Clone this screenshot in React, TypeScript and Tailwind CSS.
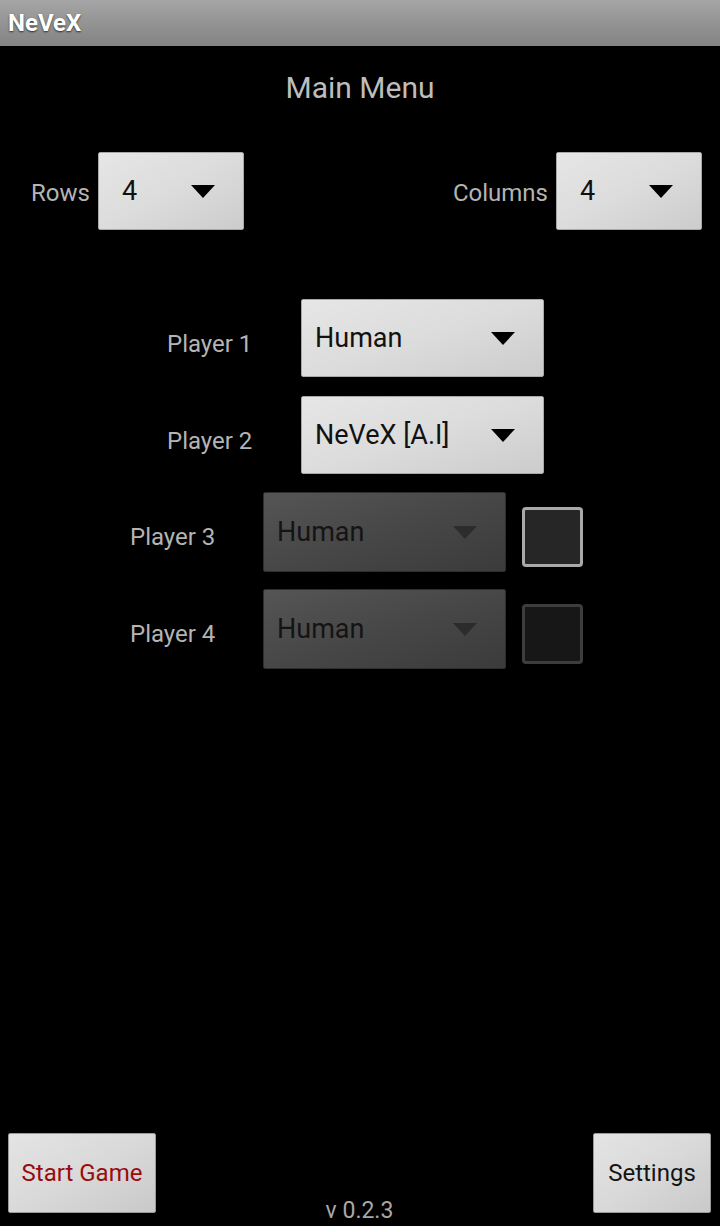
import React from 'react';

const font = "font-['Roboto','Liberation_Sans',sans-serif]";

function Arrow({ dark = false }: { dark?: boolean }) {
  return (
    <svg width="24" height="13" viewBox="0 0 24 13" className="shrink-0">
      <path d="M0 0 L24 0 L12 13 Z" fill={dark ? '#2c2c2c' : '#000'} />
    </svg>
  );
}

function Spinner({
  value,
  width,
  height = 78,
  padLeft = 13,
  padRight = 28,
  disabled = false,
}: {
  value: string;
  width: number;
  height?: number;
  padLeft?: number;
  padRight?: number;
  disabled?: boolean;
}) {
  const base = disabled
    ? 'bg-gradient-to-br from-[#555555] via-[#474747] to-[#3b3b3b] border border-[#2e2e2e] text-[#141414]'
    : 'bg-gradient-to-br from-[#e6e6e6] via-[#dcdcdc] to-[#cccccc] border border-[#a8a8a8] text-[#111111]';
  return (
    <div
      className={`${base} rounded-[2px] flex items-center justify-between shrink-0 text-[27px]`}
      style={{ width, height, paddingLeft: padLeft, paddingRight: padRight }}
    >
      <span className="leading-none">{value}</span>
      <Arrow dark={disabled} />
    </div>
  );
}

function Checkbox({ active }: { active: boolean }) {
  return (
    <div
      className={
        active
          ? 'w-[61px] h-[60px] rounded-[4px] border-[3px] border-[#a9a9a9] bg-[#262626]'
          : 'w-[61px] h-[60px] rounded-[4px] border-[3px] border-[#3d3d3d] bg-[#171717]'
      }
    />
  );
}

function Button({ label, red = false, width }: { label: string; red?: boolean; width: number }) {
  return (
    <div
      className={`h-[80px] rounded-[2px] border border-[#9a9a9a] bg-gradient-to-br from-[#e4e4e4] via-[#d9d9d9] to-[#c9c9c9] flex items-center justify-center text-[24px] ${
        red ? 'text-[#9a0b0b]' : 'text-[#141414]'
      }`}
      style={{ width }}
    >
      {label}
    </div>
  );
}

export default function App() {
  return (
    <div className={`w-[720px] h-[1226px] bg-black flex flex-col ${font}`}>
      <header className="h-[46px] shrink-0 bg-gradient-to-b from-[#a5a5a5] to-[#838383] flex items-center pl-[8px]">
        <span className="text-white font-bold text-[24px] [text-shadow:0_1px_2px_rgba(0,0,0,0.7)]">
          NeVeX
        </span>
      </header>

      <h1 className="mt-[24px] h-[36px] leading-[36px] text-center text-[30px] text-[#bdbdbd]">
        Main Menu
      </h1>

      <div className="mt-[46px] flex items-center justify-between pl-[31px] pr-[18px] text-[24px] text-[#b4b4b4]">
        <div className="flex items-center gap-[8px]">
          <span className="mt-[4px]">Rows</span>
          <Spinner value="4" width={146} padLeft={23} padRight={28} />
        </div>
        <div className="flex items-center gap-[8px]">
          <span className="mt-[4px]">Columns</span>
          <Spinner value="4" width={146} padLeft={23} padRight={28} />
        </div>
      </div>

      <div className="mt-[69px] flex flex-col text-[24px] text-[#b4b4b4]">
        <div className="flex items-center pl-[167px]">
          <span className="w-[134px] mt-[12px]">Player 1</span>
          <Spinner value="Human" width={243} />
        </div>
        <div className="mt-[19px] flex items-center pl-[167px]">
          <span className="w-[134px] mt-[12px]">Player 2</span>
          <Spinner value="NeVeX [A.I]" width={243} />
        </div>
        <div className="mt-[18px] flex items-center pl-[130px]">
          <span className="w-[133px] mt-[10px]">Player 3</span>
          <Spinner value="Human" width={243} height={80} disabled />
          <div className="ml-[16px] mt-[10px]">
            <Checkbox active />
          </div>
        </div>
        <div className="mt-[17px] flex items-center pl-[130px]">
          <span className="w-[133px] mt-[10px]">Player 4</span>
          <Spinner value="Human" width={243} height={80} disabled />
          <div className="ml-[16px] mt-[10px]">
            <Checkbox active={false} />
          </div>
        </div>
      </div>

      <div className="flex-1" />

      <div className="grid grid-cols-[1fr_auto_1fr] items-end pl-[8px] pr-[9px]">
        <div className="mb-[13px] justify-self-start">
          <Button label="Start Game" red width={148} />
        </div>
        <span className="mb-[2px] text-[23px] leading-[26px] text-[#a8a8a8]">v 0.2.3</span>
        <div className="mb-[13px] justify-self-end">
          <Button label="Settings" width={118} />
        </div>
      </div>
    </div>
  );
}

───

Omit any images, then output the listing exactly.

◆ **Written response**:
Clone this screenshot in React, TypeScript and Tailwind CSS.
import React from 'react';

const font = "font-['Roboto','Liberation_Sans',sans-serif]";

function Arrow({ dark = false }: { dark?: boolean }) {
  return (
    <svg width="24" height="13" viewBox="0 0 24 13" className="shrink-0">
      <path d="M0 0 L24 0 L12 13 Z" fill={dark ? '#2c2c2c' : '#000'} />
    </svg>
  );
}

function Spinner({
  value,
  width,
  height = 78,
  padLeft = 13,
  padRight = 28,
  disabled = false,
}: {
  value: string;
  width: number;
  height?: number;
  padLeft?: number;
  padRight?: number;
  disabled?: boolean;
}) {
  const base = disabled
    ? 'bg-gradient-to-br from-[#555555] via-[#474747] to-[#3b3b3b] border border-[#2e2e2e] text-[#141414]'
    : 'bg-gradient-to-br from-[#e6e6e6] via-[#dcdcdc] to-[#cccccc] border border-[#a8a8a8] text-[#111111]';
  return (
    <div
      className={`${base} rounded-[2px] flex items-center justify-between shrink-0 text-[27px]`}
      style={{ width, height, paddingLeft: padLeft, paddingRight: padRight }}
    >
      <span className="leading-none">{value}</span>
      <Arrow dark={disabled} />
    </div>
  );
}

function Checkbox({ active }: { active: boolean }) {
  return (
    <div
      className={
        active
          ? 'w-[61px] h-[60px] rounded-[4px] border-[3px] border-[#a9a9a9] bg-[#262626]'
          : 'w-[61px] h-[60px] rounded-[4px] border-[3px] border-[#3d3d3d] bg-[#171717]'
      }
    />
  );
}

function Button({ label, red = false, width }: { label: string; red?: boolean; width: number }) {
  return (
    <div
      className={`h-[80px] rounded-[2px] border border-[#9a9a9a] bg-gradient-to-br from-[#e4e4e4] via-[#d9d9d9] to-[#c9c9c9] flex items-center justify-center text-[24px] ${
        red ? 'text-[#9a0b0b]' : 'text-[#141414]'
      }`}
      style={{ width }}
    >
      {label}
    </div>
  );
}

export default function App() {
  return (
    <div className={`w-[720px] h-[1226px] bg-black flex flex-col ${font}`}>
      <header className="h-[46px] shrink-0 bg-gradient-to-b from-[#a5a5a5] to-[#838383] flex items-center pl-[8px]">
        <span className="text-white font-bold text-[24px] [text-shadow:0_1px_2px_rgba(0,0,0,0.7)]">
          NeVeX
        </span>
      </header>

      <h1 className="mt-[24px] h-[36px] leading-[36px] text-center text-[30px] text-[#bdbdbd]">
        Main Menu
      </h1>

      <div className="mt-[46px] flex items-center justify-between pl-[31px] pr-[18px] text-[24px] text-[#b4b4b4]">
        <div className="flex items-center gap-[8px]">
          <span className="mt-[4px]">Rows</span>
          <Spinner value="4" width={146} padLeft={23} padRight={28} />
        </div>
        <div className="flex items-center gap-[8px]">
          <span className="mt-[4px]">Columns</span>
          <Spinner value="4" width={146} padLeft={23} padRight={28} />
        </div>
      </div>

      <div className="mt-[69px] flex flex-col text-[24px] text-[#b4b4b4]">
        <div className="flex items-center pl-[167px]">
          <span className="w-[134px] mt-[12px]">Player 1</span>
          <Spinner value="Human" width={243} />
        </div>
        <div className="mt-[19px] flex items-center pl-[167px]">
          <span className="w-[134px] mt-[12px]">Player 2</span>
          <Spinner value="NeVeX [A.I]" width={243} />
        </div>
        <div className="mt-[18px] flex items-center pl-[130px]">
          <span className="w-[133px] mt-[10px]">Player 3</span>
          <Spinner value="Human" width={243} height={80} disabled />
          <div className="ml-[16px] mt-[10px]">
            <Checkbox active />
          </div>
        </div>
        <div className="mt-[17px] flex items-center pl-[130px]">
          <span className="w-[133px] mt-[10px]">Player 4</span>
          <Spinner value="Human" width={243} height={80} disabled />
          <div className="ml-[16px] mt-[10px]">
            <Checkbox active={false} />
          </div>
        </div>
      </div>

      <div className="flex-1" />

      <div className="grid grid-cols-[1fr_auto_1fr] items-end pl-[8px] pr-[9px]">
        <div className="mb-[13px] justify-self-start">
          <Button label="Start Game" red width={148} />
        </div>
        <span className="mb-[2px] text-[23px] leading-[26px] text-[#a8a8a8]">v 0.2.3</span>
        <div className="mb-[13px] justify-self-end">
          <Button label="Settings" width={118} />
        </div>
      </div>
    </div>
  );
}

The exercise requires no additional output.